О многих этических и криминальных прегрешениях, которым мои коллеги предавались с удовольствием и обычно безнаказанно, я умолчу, чтобы поберечь нравственность читателей. Но в трудные 90–е, когда зарплату почти не платили, секция нас кормила.
Еще поразительнее, что велика текучесть кадров. Но уж те, кто вошел во вкус, с этой работой добровольно не расстанутся. Как говорил герой моего рассказа: "Мы должны сохранить рабочие места. Я больше ничего не умею".
Народный трибун
Специфика работы рефов в том, что мы друг друга почти не знаем. В рейсе ты с единственным напарником, дома вообще вне коллектива. Случайно встретишься в пути с коллегой — потом его много лет не видишь.
Единственное место для общения — дизель–поезд из Риги в Валгу, где была наша контора. Ездили всегда во втором вагоне, но по пути туда были сонные, а обратно не слишком трезвые.

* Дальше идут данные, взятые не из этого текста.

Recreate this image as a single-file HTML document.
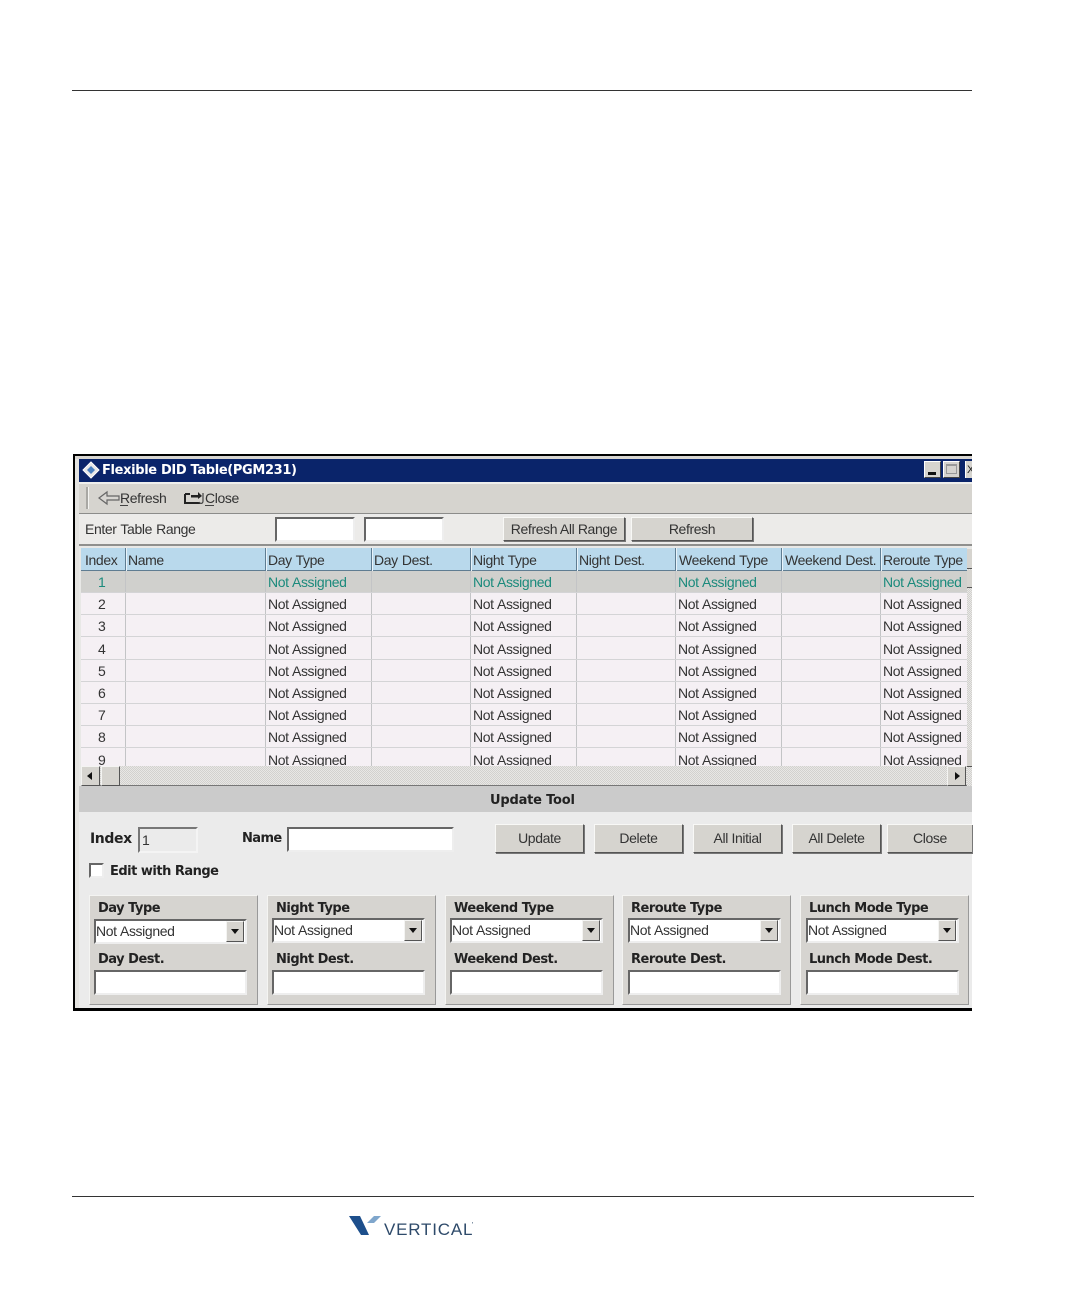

Потому что если едешь на смену, тебе дают аванс и граммов 200 спирта. Теоретически он предназначался для специальной горелки. Его надо было сжигать, чтобы обнаружить утечку фреона. Но не думаю, что кто–то эту теорию решился проверить на практике, спирту находилось другое применение. А если вернулся из рейса, то в кармане зарплата за два месяца и впереди долгие отгулы. И то и другое — прекрасный повод.
Так вот, с героем я познакомился именно в дизеле. Я еще не работал, приехал устраиваться. Только поезд отошел от Валги, как в центр вагона вышел круглолицый высокий мужик, строго запретил пить и стал рассказывать, какие каверзы задумало против народа начальство и как этому противодействовать, особенно если его самого отправят в рейс и народ лишится пастыря.
Был 1986 год, я впервые в жизни стал свидетелем рабочего движения, о чем раньше только в газетах читал. Повода для возмущения я не помню, но рефы слушали с почтением и к откупориванию бутылок приступили только по окончании речи.
Начиналась перестройка, появились советы трудовых коллективов, Юра его возглавил. Мне, как и большинству коллег, это было все равно — нас и так все устраивало. А они провели съезд в Москве и добились увеличения отгулов — мы какое–то время работали только четыре месяца в году. Это стало просто скучно.
Урок практической политики
Приближался распад СССР. Вряд ли были более убежденные сторонники сохранения страны, чем мои коллеги: уж очень всесоюзной была наша профессия, а коллектив — сплошь русскоязычный. Но неизбежное свершилось, и мы внезапно стали гастарбайтерами — наша Валга находится в Эстонии.
Сначала работа остановилась, произошли большие сокращения. Но уже весной 1992 года появился спрос на перевозки, и мы успокоились. И тут вдруг Юра стал нас теребить своими навязчивыми идеями.
Их было две. Во–первых, реорганизовать структуру. Из примерно тысячи работников латвийцы составляли половину. Их предлагалось выделить в отдельное подразделение. Юра и начальника ему нашел — скромного рефа–латыша, мало кому знакомого. Вторая идея — сформировать отдельный профсоюз, который войдет в Латвийский союз железнодорожников.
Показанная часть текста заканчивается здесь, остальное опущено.